The canned, ready-to-drink form of mate really suits the post-industrial consumer because it doesn’t take time to produce. I think that quickness of consumption works for the post-industrial consumer who’s looking for something fast.

Yaupon, which can be used to brew another delicious, caffeinated drink, grows rampant all over the American South.
Yaupon, which can be used to brew another delicious, caffeinated drink, grows rampant all over the American South. The Washington Post / Getty Images

What surprised you in your research?

I knew that the trail of yerba mate would take me across the world. I didn’t know it would take me home twice. The first way it brought me home was the realization that I’ve had mate in my entire life, and I didn’t know. My family is Cuban and there’s a Cuban soda named Materva, which is a sugary, carbonated beverage made with yerba mate. My grandfather would drink it with us when we were kids in Florida.

The other way it brought me home is that mate has its North American cousin, yaupon. As I was working on the book, a few people were like, “There’s this thing that I’ve heard about that people used to drink here in the U.S. South that’s really similar.” Then, “Oh, it’s actually going outside of your apartment building.”

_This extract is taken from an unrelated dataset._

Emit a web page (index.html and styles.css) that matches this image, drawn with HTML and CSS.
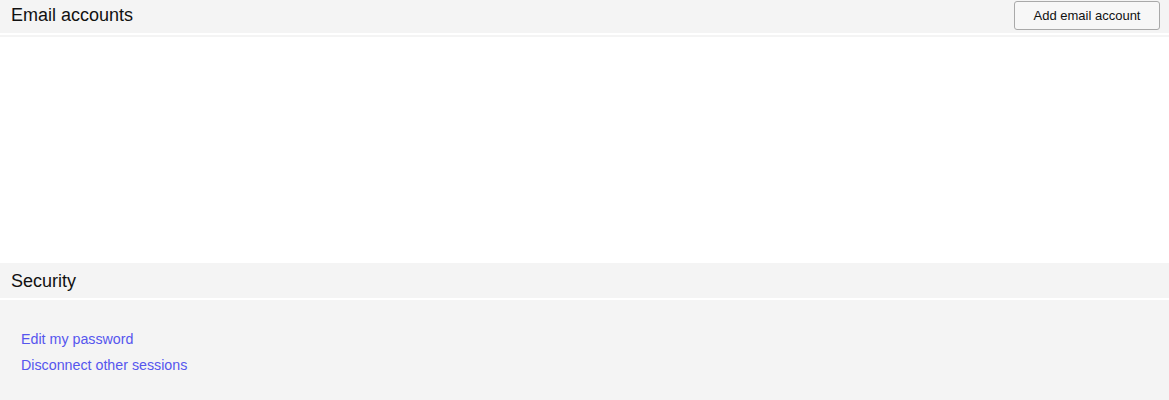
FILE: index.html
```html
<!DOCTYPE html>
<html lang="en">
<head>
<meta charset="utf-8">
<title>Settings</title>
<link rel="stylesheet" href="styles.css">
</head>
<body>
  <section class="panel">
    <header class="panel-head panel-head--accounts">
      <h2 class="panel-title">Email accounts</h2>
      <button class="btn" type="button">Add email account</button>
    </header>
    <div class="panel-body panel-body--accounts"></div>
  </section>
  <section class="panel">
    <header class="panel-head panel-head--security">
      <h2 class="panel-title">Security</h2>
    </header>
    <div class="panel-body panel-body--security">
      <a class="link" href="#">Edit my password</a>
      <a class="link" href="#">Disconnect other sessions</a>
    </div>
  </section>
</body>
</html>
```

FILE: styles.css
```css
html, body {
  margin: 0;
  padding: 0;
  background: #ffffff;
  font-family: "Liberation Sans", Arial, sans-serif;
  color: #111111;
}

.panel-head {
  display: flex;
  align-items: flex-start;
  justify-content: space-between;
  box-sizing: border-box;
  padding: 0 9px 0 11px;
  background: #f4f4f4;
  margin-bottom: 2px;
}

.panel-head--accounts {
  height: 33px;
}

.panel-head--security {
  height: 35px;
}

.panel-title {
  margin: 0;
  font-size: 18px;
  font-weight: normal;
  line-height: 18px;
  padding-top: 6px;
}

.panel-head--security .panel-title {
  padding-top: 9px;
}

.btn {
  height: 29px;
  width: 146px;
  margin-top: 1px;
  padding: 0;
  font-family: inherit;
  font-size: 13px;
  color: #111111;
  background: #f7f7f7;
  border: 1px solid #a9a9a9;
  border-radius: 3px;
}

.panel-body {
  border-top: 2px solid #f4f4f4;
}

.panel-body--accounts {
  height: 226px;
  background: #ffffff;
}

.panel-body--security {
  display: flex;
  flex-direction: column;
  gap: 10px;
  padding: 29px 21px 0;
  background: #f4f4f4;
  height: 100px;
  box-sizing: border-box;
}

.link {
  font-size: 14.25px;
  line-height: 16px;
  color: #5656ee;
  text-decoration: none;
  align-self: flex-start;
}
```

[Yaupon holly,] that shrubbery that has the rabbits burrowed under it, is a caffeinated beverage equivalent in terms of its economic potential probably to tea or coffee. And nobody ever trims it. Nobody ever waters it. So, of course, I picked it and then I gave a leaf to my husband, then we toasted it and made a drink out of it, and it was fantastic.

When I say it is all over the U.S. South, what I mean is you can be anywhere and within five minutes, you will walk into yaupon. It is the most boring-looking shrubbery everywhere. It’s right in plain sight. It’s around all the state capitals. It’s actually all over Walt Disney World.

So I love when you tell this amazing story of this lost tea beverage that the pirate Blackbeard used to drink and was traded in Paris and London. And then people look at it and they’re like, “That’s it?”

The interview has been edited and condensed.